Del mismo modo, las naciones no podían reprochar a España su falta de compromiso y atención con los guineoecuatorianos. Antonio Caño incide en la desatención absoluta de los países capitalistas: a ningún Estado le preocupaba que la población guineana estuviera padeciendo las crueldades de una de las peores dictaduras de África. El bloque comunista sí prestó más atención al dictador. Recordemos que Macías quedó aislado debido a sus pleitos con los países capitalistas y Guinea Ecuatorial carecía de casi todo para empezar una andadura autárquica. Su fuerte anticomunismo no le detuvo cuando China se presentó con ayuda para atender las necesidades de un pueblo escaso de pan. De hecho, aquí el periodista recuerda que la estética comunista tampoco le repelía del todo: Juventudes en Marcha con Macías, grupo de jóvenes revolucionarios, estuvo inspirado en los jóvenes chinos que, durante la Revolución Cultural, causaron desórdenes y persiguieron cualquier elemento reaccionario, sin importarles que pudieran ser familiares o amigos; el objetivo era exponerlos y castigarlos por traicionar a la revolución.

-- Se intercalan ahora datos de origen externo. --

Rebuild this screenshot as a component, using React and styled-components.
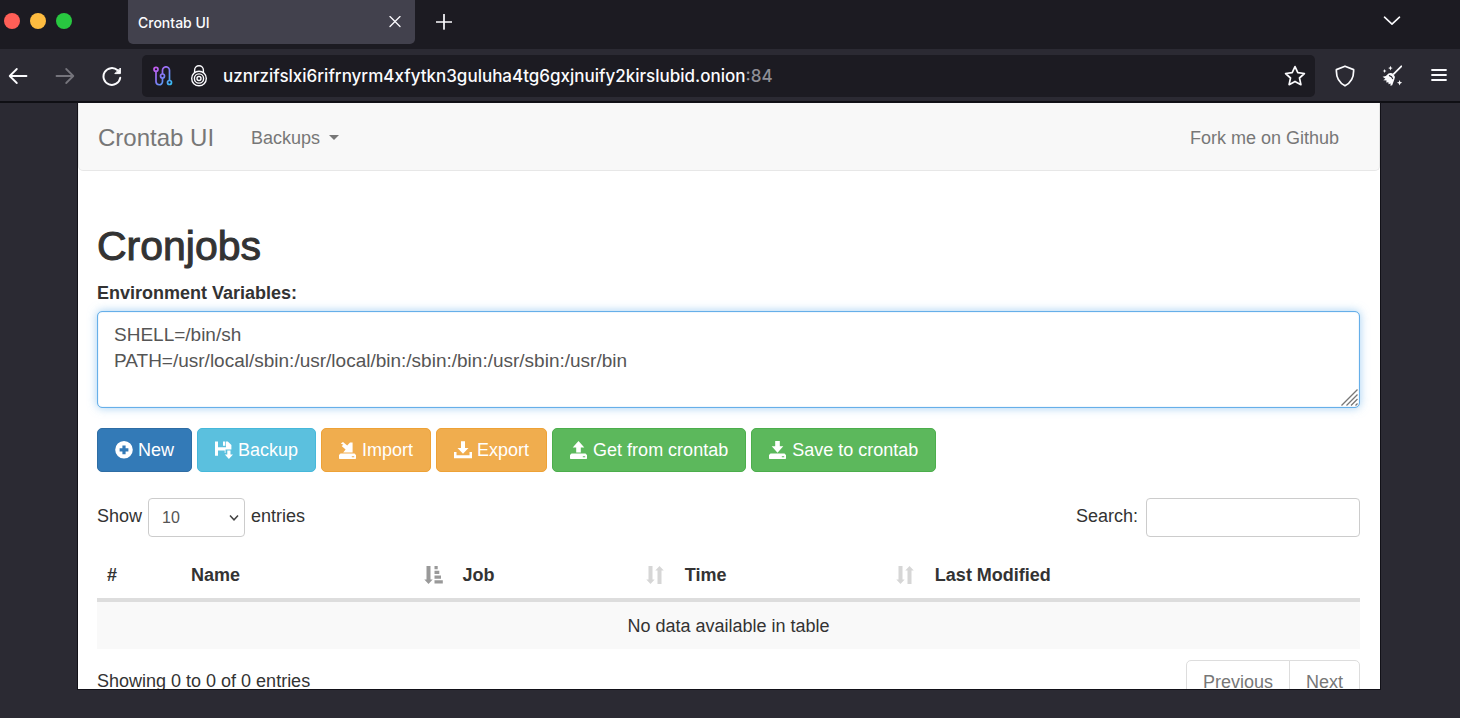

Macías desarrolló una relación férrea con la Unión Soviética y sus aliados.  De hecho, las repúblicas de Europa del Este se convirtieron en los principales proveedores de asistencia militar para Guinea Ecuatorial. Sin duda, Antonio Caño acierta al profundizar en aspectos de la política internacional menos tratados en los libros de divulgación histórica publicados hasta la fecha. Porque, además de la escasez, afrontar una búsqueda bibliográfica sobre cualquier tema de Guinea Ecuatorial supone leer textos pobres. A excepción de unos cuantos trabajos de académicos e investigadores comprometidos con la verdad y la comprensión del pasado, el resto huyen del intento de explicar la trágica y fascinante historia de Guinea Ecuatorial y la presencia española en los territorios de Isla Bioko, Río Muni y Annobón.  Sin duda, es un error humanístico desconocer esto, pero es aún más mezquino pretender crear una gran brecha entre el presente y el pasado no tan lejano. Es verdad que los seres humanos tendemos a tratar de poner la historia de nuestro lado para legitimar una serie de fobias. Sin embargo, Antonio Caño propone un primer paso fundamental con el fin de evitar la desmemoria social: acercar los hechos históricos, o lo que es lo mismo, recordar, recordar y recordar.